Written task: Find the lines with "screenshot" in them and copy them out.

Data supplied:
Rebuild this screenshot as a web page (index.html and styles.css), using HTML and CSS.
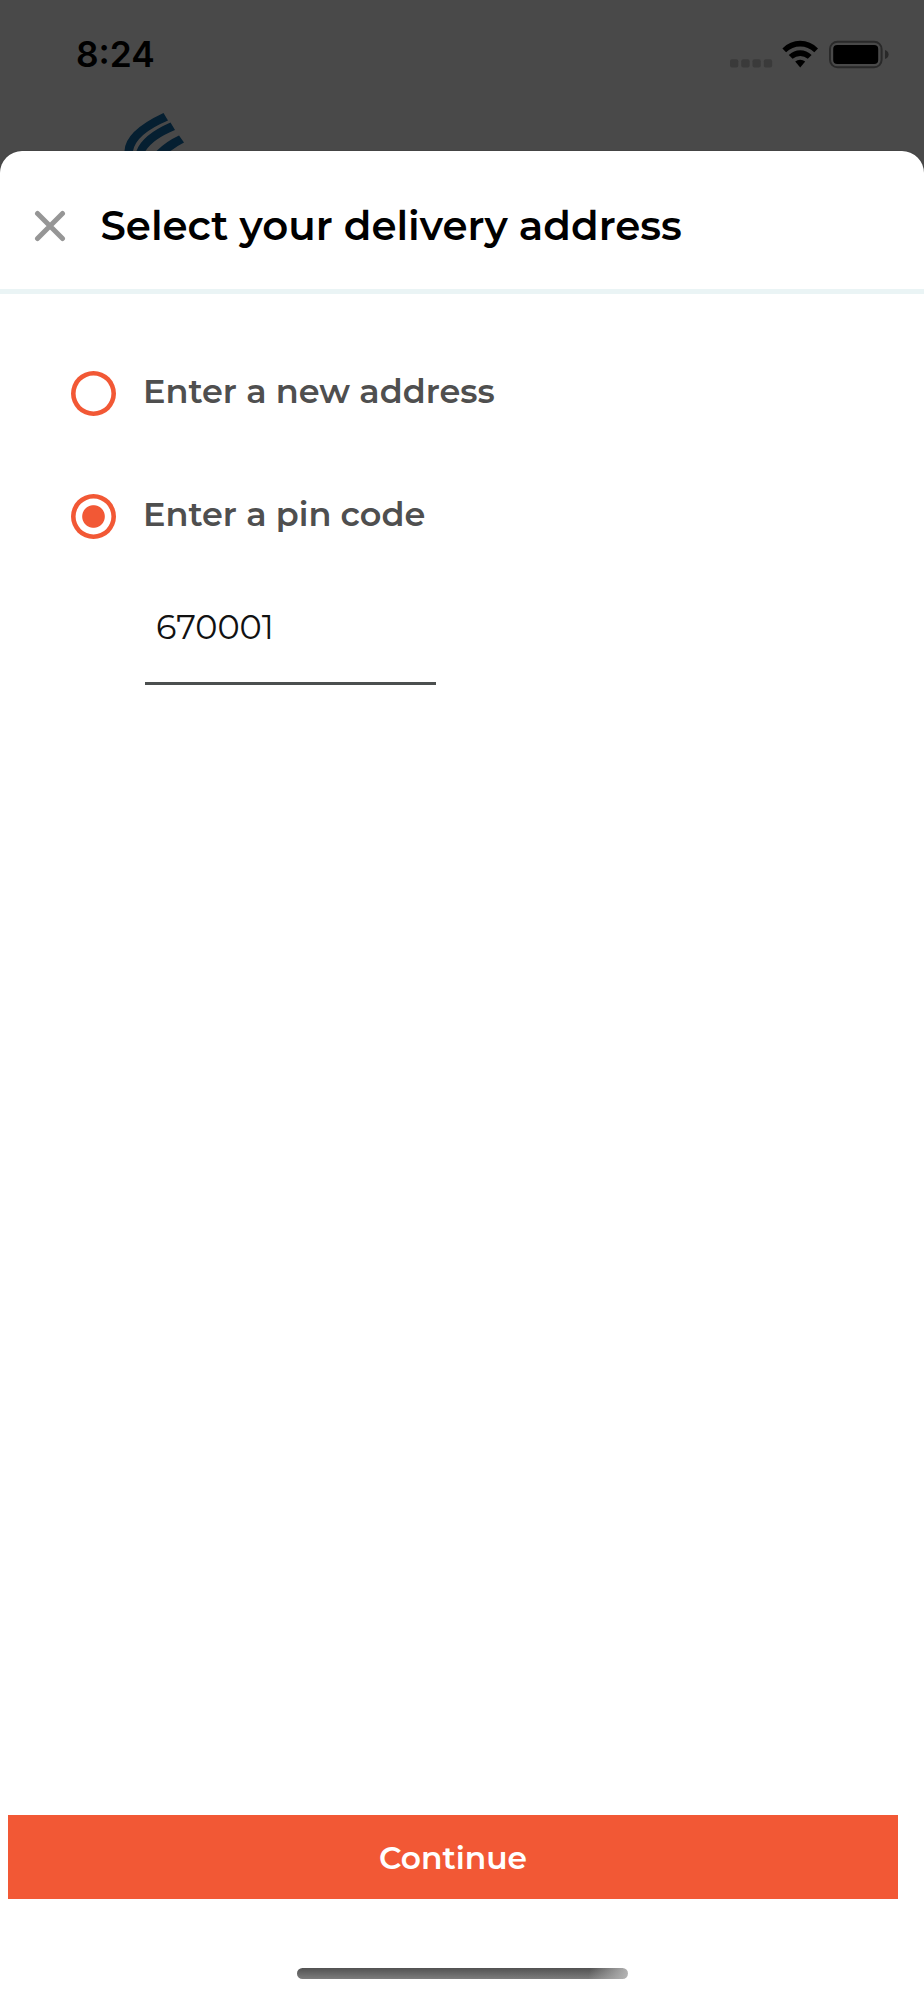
FILE: index.html
```
<!DOCTYPE html>
<html>
<head>
  <meta charset="UTF-8">
  <title>Delivery address</title>
  <meta name="viewport" content="width=device-width, initial-scale=1.0">
  <link rel="stylesheet" href="styles.css">
</head>
<body>
  <div class="status-bar">
    <span class="time">8:24</span>
    <svg class="status-icons" width="160" height="30" viewBox="729 39 160 30">
      <!-- signal -->
      <g fill="#3a3a3a">
        <rect x="730" y="59.3" width="8.3" height="8.3" rx="2"/>
        <rect x="741.3" y="59.3" width="8.3" height="8.3" rx="2"/>
        <rect x="752.5" y="59.3" width="8.3" height="8.3" rx="2"/>
        <rect x="763.8" y="59.3" width="8.3" height="8.3" rx="2"/>
      </g>
      <!-- wifi -->
      <path d="M782.4 48.4Q790 40.8 800.2 40.8T818 48.4L814.3 52.2Q808.2 46.6 800.2 46.6T786.1 52.2Z"/>
      <path d="M788.8 55Q793.7 50.3 800.2 50.3T811.6 55L807.8 58.8Q804.5 55.9 800.2 55.9T792.6 58.8Z"/>
      <path d="M795.2 61.6Q797.3 59.7 800.2 59.7T805.2 61.6L800.2 67.4Z"/>
      <!-- battery -->
      <rect x="830" y="41.7" width="51.6" height="25.6" rx="7.5" fill="none" stroke="#292929" stroke-width="2"/>
      <rect x="833.2" y="45" width="45" height="19" rx="4"/>
      <path d="M885 50Q888.6 51.4 888.6 54.5T885 59Z" fill="#292929"/>
    </svg>
  </div>

  <div class="backdrop">
    <svg width="66" height="40" viewBox="122 111 66 40" fill="#051f31">
      <path d="M163.5 113L168 120.5Q136 134 133 151H124.5Q125 131 163.5 113Z"/>
      <path d="M170.5 122.5L175 130Q153 139 145.5 151H136.5Q142 135 170.5 122.5Z"/>
      <path d="M179 135.5L184 142.5Q177 146 170.5 151H156.5Q166 141.5 179 135.5Z"/>
    </svg>
  </div>

  <div class="sheet">
    <div class="sheet-header">
      <svg class="close" width="32" height="32" viewBox="0 0 32 32">
        <path d="M3.5 3.5L28.5 28.5M28.5 3.5L3.5 28.5" stroke="#969696" stroke-width="5" stroke-linecap="round"/>
      </svg>
      <span class="title">Select your delivery address</span>
    </div>

    <div class="options">
      <div class="option">
        <span class="radio"></span>
        <span class="label">Enter a new address</span>
      </div>
      <div class="option">
        <span class="radio checked"></span>
        <span class="label">Enter a pin code</span>
      </div>
      <div class="pin-field"><span>670001</span></div>
    </div>

    <div class="continue"><span>Continue</span></div>
    <div class="home-indicator"></div>
  </div>
</body>
</html>
```
FILE: styles.css
```
html, body {
  height: 100%;
  margin: 0;
}

body {
  display: flex;
  flex-direction: column;
  background: #494949;
  font-family: Montserrat, Inter, sans-serif;
  overflow: hidden;
}

.status-bar {
  height: 110px;
  display: flex;
  align-items: center;
  justify-content: space-between;
  padding: 0 35px 0 76px;
  flex: none;
}

.time {
  font-family: Inter, sans-serif;
  font-size: 35.3px;
  font-weight: 600;
  line-height: 40px;
}

.status-icons {
  margin-bottom: 2px;
}

.backdrop {
  height: 40px;
  margin-top: 1px;
  padding-left: 122px;
  flex: none;
}

.backdrop svg {
  display: block;
}

.sheet {
  flex: 1;
  display: flex;
  flex-direction: column;
  background: #fff;
  border-radius: 22px 22px 0 0;
  box-shadow: 0 0 1px #222;
}

.sheet-header {
  display: flex;
  align-items: center;
  height: 126px;
  padding: 12px 34px 0;
  border-bottom: 5px solid #eaf4f5;
}

.title {
  margin-left: 34.5px;
  font-size: 40.3px;
  font-weight: 600;
  line-height: 48px;
  white-space: nowrap;
}

.options {
  flex: 1;
  padding: 77px 71px 0;
}

.option {
  display: flex;
  align-items: center;
  height: 45px;
  margin-bottom: 78px;
}

.radio {
  width: 45px;
  height: 45px;
  border-radius: 50%;
  box-shadow: inset 0 0 0 4.6px #f25835;
  flex: none;
}

.checked {
  background: radial-gradient(circle, #f25835 10.8px, #fff 11.8px);
}

.label {
  margin: 0 0 6px 27px;
  color: #4f4f4f;
  font-size: 33.5px;
  font-weight: 600;
  line-height: 40px;
  white-space: nowrap;
}

.pin-field {
  box-sizing: border-box;
  width: 291px;
  height: 91px;
  margin: -23px 0 0 74px;
  padding: 13px 0 0 11px;
  border-bottom: 3px solid #4b4f4f;
  color: #111;
  font-size: 33.5px;
  line-height: 40px;
}

.continue {
  display: flex;
  align-items: center;
  justify-content: center;
  height: 84px;
  margin: 0 26px 0 8px;
  background: #f25835;
  color: #fff;
  font-size: 31.3px;
  font-weight: 600;
  line-height: 38px;
}

.continue span {
  padding-top: 1px;
}

.home-indicator {
  width: 331px;
  height: 11px;
  margin: 69px 0 21px 297px;
  border-radius: 6px;
  background: linear-gradient(100deg, transparent 88%, #b5b5b5), linear-gradient(#525252, #7c7c7c);
}
```
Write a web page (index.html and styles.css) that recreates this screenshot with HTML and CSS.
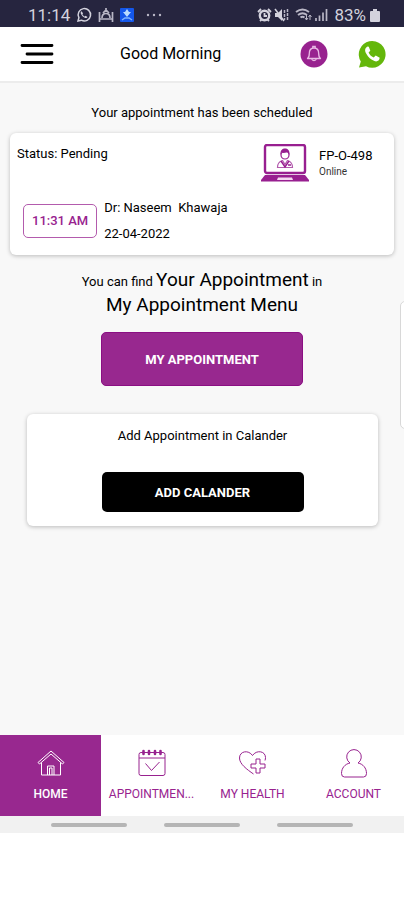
FILE: index.html
```html
<!doctype html>
<html lang="en">
  <head>
    <meta charset="utf-8">
    <meta name="viewport" content="width=device-width, initial-scale=1">
    <title>Appointment</title>
    <link rel="stylesheet" href="styles.css">
  </head>
<body>

<div class="app">

  <div class="statusBar">
    <span>11:14</span>
    <svg class="statusIcon" width="16" height="16" viewBox="0 0 16 16">
      <path d="M2 14l.9-3.3A6.2 6.2 0 1 1 5.400 13.200z" fill="none" stroke="#d3d2dd" stroke-width="1.500"/>
      <path d="M5.400 4.300c-.8.600-.9 1.600-.4 2.700.9 1.900 2.400 3.300 4.200 3.900 1 .3 2-.1 2.300-1l-1.900-1.200-.9.800c-1-.4-1.900-1.300-2.300-2.300l.7-.9z" fill="#d3d2dd"/>
    </svg>
    <svg class="statusIcon" width="16" height="16" viewBox="0 0 16 16">
      <path d="M1.500 5v10M14.500 5v10M2 12h12M4 11c0-3 1.500-4.500 4-4.500s4 1.500 4 4.500M5 6l3-3 3 3M8 3V1" fill="none" stroke="#b9b7c6" stroke-width="1.700"/>
    </svg>
    <svg class="statusIcon" width="14" height="14" viewBox="0 0 14 14">
      <rect width="14" height="14" rx="1" fill="#1457ea"/>
      <path d="M7 1l2 3h2L7 9 3 4h2z" fill="#b9dcff"/>
      <path d="M2 12l3-2h4l3 2" stroke="#7fb4ff" stroke-width="1.500" fill="none"/>
    </svg>
    <svg class="dots" width="16" height="4" viewBox="0 0 16 4">
      <g fill="#b9b7c6"><circle cx="2" cy="2" r="1.200"/><circle cx="8" cy="2" r="1.200"/><circle cx="14" cy="2" r="1.200"/></g>
    </svg>

    <div class="statusRight">
      <svg width="15" height="16" viewBox="0 0 15 16">
        <circle cx="7.500" cy="8.500" r="4.700" fill="none" stroke="#d3d2dd" stroke-width="2.400"/>
        <path d="M1 5l3-3M14 5l-3-3M3 14l1.500-1.500M12 14l-1.500-1.500M7.500 6v3h2.500" fill="none" stroke="#d3d2dd" stroke-width="1.800"/>
      </svg>
      <svg width="15" height="16" viewBox="0 0 15 16">
        <path d="M1 6h3l4-4v12l-4-4H1z" fill="#d3d2dd"/>
        <path d="M1 2l9 12" stroke="#d3d2dd" stroke-width="1.600"/>
        <path d="M10.500 3v10M13.500 2v12" stroke="#b9b7c6" stroke-width="1.500" stroke-dasharray="3 1"/>
      </svg>
      <svg class="wifi" width="18" height="16" viewBox="0 0 18 16">
        <path d="M1 5q6.500-5 13 0M3 8q4.500-3.500 9 0M5.500 10.500q2-1.500 4 0" fill="none" stroke="#b9b7c6" stroke-width="1.900"/>
        <path d="M11.500 8v5M15 13V8M10 11l1.500 2 1.500-2M13.500 10L15 8l1.500 2" fill="none" stroke="#b9b7c6"/>
      </svg>
      <svg width="13" height="16" viewBox="0 0 13 16">
        <path d="M1 14v-3M4.500 14V8.500M8 14V5.500M11.500 14V2" stroke="#b9b7c6" stroke-width="1.700"/>
      </svg>
      <span>83%</span>
      <svg width="10" height="13" viewBox="0 0 10 13">
        <path d="M3 0h4v2h2q1 0 1 1v9q0 1-1 1H1q-1 0-1-1V3q0-1 1-1h2z" fill="#d3d2dd"/>
      </svg>
    </div>
  </div>

  <header class="header">
    <button class="iconButton" aria-label="Menu">
      <svg width="34" height="22" viewBox="0 0 34 22">
        <path d="M2 2.500h30M7 11h25M2 19.500h30" stroke="#000" stroke-width="2.800" stroke-linecap="round"/>
      </svg>
    </button>
    <h1 class="title">Good Morning</h1>
    <button class="iconButton" aria-label="Notifications">
      <svg width="28" height="28" viewBox="0 0 28 28">
        <circle cx="14" cy="14" r="13.500" fill="#98228f"/>
        <path d="M7.500 18.500c1.500-1 1.800-2.300 1.800-5 0-3.300 1.700-5.500 4.700-5.500s4.700 2.200 4.700 5.500c0 2.700.3 4 1.800 5z" fill="none" stroke="#e8b9e4" stroke-width="1.300" stroke-linejoin="round"/>
        <path d="M12.800 8V6.500h2.400V8M11.800 19c.3 2 4.100 2 4.400 0" fill="none" stroke="#e8b9e4" stroke-width="1.300"/>
      </svg>
    </button>
    <button class="iconButton" aria-label="WhatsApp">
      <svg width="28" height="28" viewBox="0 0 28 28">
        <path d="M1 27.500l1.800-6A13.400 13.400 0 1 1 8 26.300z" fill="#64b70b"/>
        <path d="M9.500 6.500c-3 1.700-2.800 4.500-1.200 7.300 2 3.600 4.500 5.900 8.200 7.300 2.500.9 5-.3 5.200-3.300l-4-2.300-2 2c-2.500-1-4.200-2.700-5.100-4.900l1.700-1.900-1.500-4z" fill="#fff"/>
      </svg>
    </button>
  </header>

  <main class="main">
    <p class="text">Your appointment has been scheduled</p>

    <section class="card appointment">
      <div class="cardRow">
        <span class="state">Status: Pending</span>
        <svg width="48" height="38" viewBox="0 0 48 38">
          <rect x="4" y="1" width="40" height="28" rx="2" fill="#fff" stroke="#981f90" stroke-width="2.400"/>
          <path d="M4 31h40l4 5v1.500H0V36z" fill="#981f90"/>
          <path d="M17 33.500h14l1 2.500H16z" fill="#f4d9f1"/>
          <circle cx="24" cy="11" r="4" fill="#fff" stroke="#981f90" stroke-width="1.200"/>
          <path d="M19.500 11c-.5-5 2-6.500 4.500-6.500s5 1.500 4.500 6.500c-1-2-1.500-2.500-3-2.500-2 .5-4 .5-5 0z" fill="#981f90"/>
          <path d="M16.500 23.500c0-4 1.500-6 5-7l2.500 4 2.500-4c3.500 1 5 3 5 7z" fill="#fff" stroke="#b35bad" stroke-width="1.200"/>
          <path d="M20 17l4 6 4-6M27 21h3" fill="none" stroke="#981f90" stroke-width="1.400"/>
        </svg>
        <div class="ref">
          <div>FP-O-498</div>
          <div class="small">Online</div>
        </div>
      </div>
      <div class="cardRow bottom">
        <div class="time">11:31 AM</div>
        <div class="doctor">
          <div>Dr: Naseem&nbsp; Khawaja</div>
          <div>22-04-2022</div>
        </div>
      </div>
    </section>

    <p class="find">You can find <span class="big">Your Appointment</span> in<br><span class="big">My Appointment Menu</span></p>

    <button class="button purple">MY APPOINTMENT</button>

    <section class="card calendar">
      <p class="text">Add Appointment in Calander</p>
      <button class="button black">ADD CALANDER</button>
    </section>

    <div class="edgePanel"></div>
  </main>

  <nav class="nav">
    <a class="navItem active" href="#home">
      <svg width="30" height="30" viewBox="0 0 30 30">
        <path d="M2 14.500L15 3l13 11.500-1.500 1.500L15 6 3.500 16zM5.500 14.500V27h19V14.500M11.500 27v-9h6.500v9M13.500 27v-7h2.500v7" fill="none" stroke="#fff"/>
      </svg>
      <span>HOME</span>
    </a>
    <a class="navItem" href="#appointments">
      <svg width="30" height="30" viewBox="0 0 30 30">
        <rect x="2" y="4.500" width="26" height="23" rx="2" fill="none" stroke="#98228f"/>
        <path d="M2 10h26M8.500 15.500l6 7 8-8.500" fill="none" stroke="#98228f"/>
        <path d="M6.500 3v3M12 3v3M18 3v3M23.500 3v3" stroke="#98228f" stroke-width="2.600" stroke-linecap="round"/>
      </svg>
      <span>APPOINTMEN...</span>
    </a>
    <a class="navItem" href="#health">
      <svg width="30" height="30" viewBox="0 0 30 30">
        <path d="M15.500 26C9 21.500 1.500 16 1.500 10c0-7 9-8.500 13-2.500 4-6 13-4.500 13 2 0 1-.2 2-.5 3" fill="none" stroke="#98228f"/>
        <path d="M18 11h4v5h5v4h-5v5h-4v-5h-5v-4h5z" fill="none" stroke="#98228f" stroke-linejoin="round"/>
      </svg>
      <span>MY HEALTH</span>
    </a>
    <a class="navItem" href="#account">
      <svg width="30" height="30" viewBox="0 0 30 30">
        <path d="M11 15a7.300 7.300 0 1 1 8 0c5 1 8.500 5 8.500 10.500q0 3.500-3 3.500h-19q-3 0-3-3.500C2.500 20 6 16 11 15z" fill="none" stroke="#98228f" stroke-linejoin="round"/>
      </svg>
      <span>ACCOUNT</span>
    </a>
  </nav>

  <div class="gestureBar"><i></i><i></i><i></i></div>
</div>

</body>
</html>
```
FILE: styles.css
```css
*{
  box-sizing: border-box;
}
body{
  margin: 0;
  background: #fff;
  color: #000;
  font-family: Roboto, "Liberation Sans", sans-serif;
  font-size: 13px;
  line-height: 20px;
}
p, h1{
  margin: 0;
}
button{
  font-family: inherit;
  border: 0;
  cursor: pointer;
}
svg{
  display: block;
  flex: none;
}
.app{
  display: flex;
  flex-direction: column;
  min-height: 100vh;
  padding-bottom: 67px;
}

.statusBar{
  display: flex;
  align-items: center;
  gap: 6px;
  height: 27px;
  padding: 3px 24px 0 28px;
  background: #26253f;
  color: #d3d2dd;
  font-size: 17px;
}
.dots{
  margin-left: 6px;
}
.statusRight{
  display: flex;
  align-items: center;
  gap: 2px;
  margin-left: auto;
}
.statusRight span{
  margin: 0 2px 0 4px;
}
.wifi{
  margin-left: 4px;
}

.header{
  display: flex;
  align-items: center;
  height: 56px;
  padding: 0 18px 0 20px;
  background: #fff;
  border-bottom: 2px solid #ececec;
}
.iconButton{
  padding: 0;
  background: none;
}
.title{
  flex: 1;
  margin-left: 66px;
  font-size: 16px;
  font-weight: 400;
}
.iconButton + .iconButton{
  margin-left: 30px;
}

.main{
  position: relative;
  flex: 1;
  display: flex;
  flex-direction: column;
  align-items: center;
  padding: 20px 10px;
  background: #f8f8f8;
  overflow: hidden;
}
.text{
  text-align: center;
}
.card{
  background: #fff;
  border-radius: 6px;
  box-shadow: 0 1px 4px rgba(0,0,0,0.25);
}
.appointment{
  align-self: stretch;
  margin-top: 10px;
  padding: 11px 18px 8px 7px;
}
.cardRow{
  display: flex;
  align-items: flex-start;
}
.state{
  flex: 1;
}
.ref{
  width: 57px;
  margin: 3px 0 0 10px;
  line-height: 18px;
  white-space: nowrap;
}
.small{
  font-size: 10px;
  line-height: 14px;
  color: #333;
}
.bottom{
  align-items: center;
  gap: 7px;
  margin-top: 13px;
  padding-left: 6px;
}
.time{
  padding: 6px 8px;
  border: 1px solid #b35bad;
  border-radius: 5px;
  color: #98228f;
  font-weight: 500;
}
.doctor{
  line-height: 26px;
}
.find{
  margin-top: 14px;
  text-align: center;
  line-height: 25px;
}
.big{
  font-size: 19px;
  line-height: 20px;
}
.button{
  width: 202px;
  border-radius: 5px;
  color: #fff;
  font-size: 13px;
  font-weight: 700;
}
.purple{
  height: 54px;
  margin-top: 13px;
  background: #98288f;
  border: 1px solid #8b0f83;
}
.black{
  height: 40px;
  margin-top: 26px;
  background: #000;
}
.calendar{
  display: flex;
  flex-direction: column;
  align-items: center;
  align-self: stretch;
  margin: 28px 16px 0 17px;
  padding: 12px 0 14px;
}
/* handle that slides out from the right edge */
.edgePanel{
  position: absolute;
  top: 218px;
  right: -6px;
  width: 10px;
  height: 128px;
  background: #fff;
  border: 1px solid #d8d8d8;
  border-radius: 5px;
}

.nav{
  display: grid;
  grid-template-columns: repeat(4, 1fr);
  background: #fff;
}
.navItem{
  display: flex;
  flex-direction: column;
  align-items: center;
  gap: 6px;
  padding: 13px 4px 12px;
  color: #98228f;
  font-size: 12px;
  white-space: nowrap;
  text-decoration: none;
}
.navItem.active{
  background: #98288f;
  color: #fff;
  font-weight: 500;
}

.gestureBar{
  display: flex;
  justify-content: center;
  align-items: center;
  gap: 37px;
  height: 17px;
  background: #f1f1f1;
}
.gestureBar i{
  width: 76px;
  height: 4px;
  border-radius: 2px;
  background: #b5b5b5;
}
```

Answer:
Rebuild this screenshot as a web page (index.html and styles.css), using HTML and CSS.
Write a web page (index.html and styles.css) that recreates this screenshot with HTML and CSS.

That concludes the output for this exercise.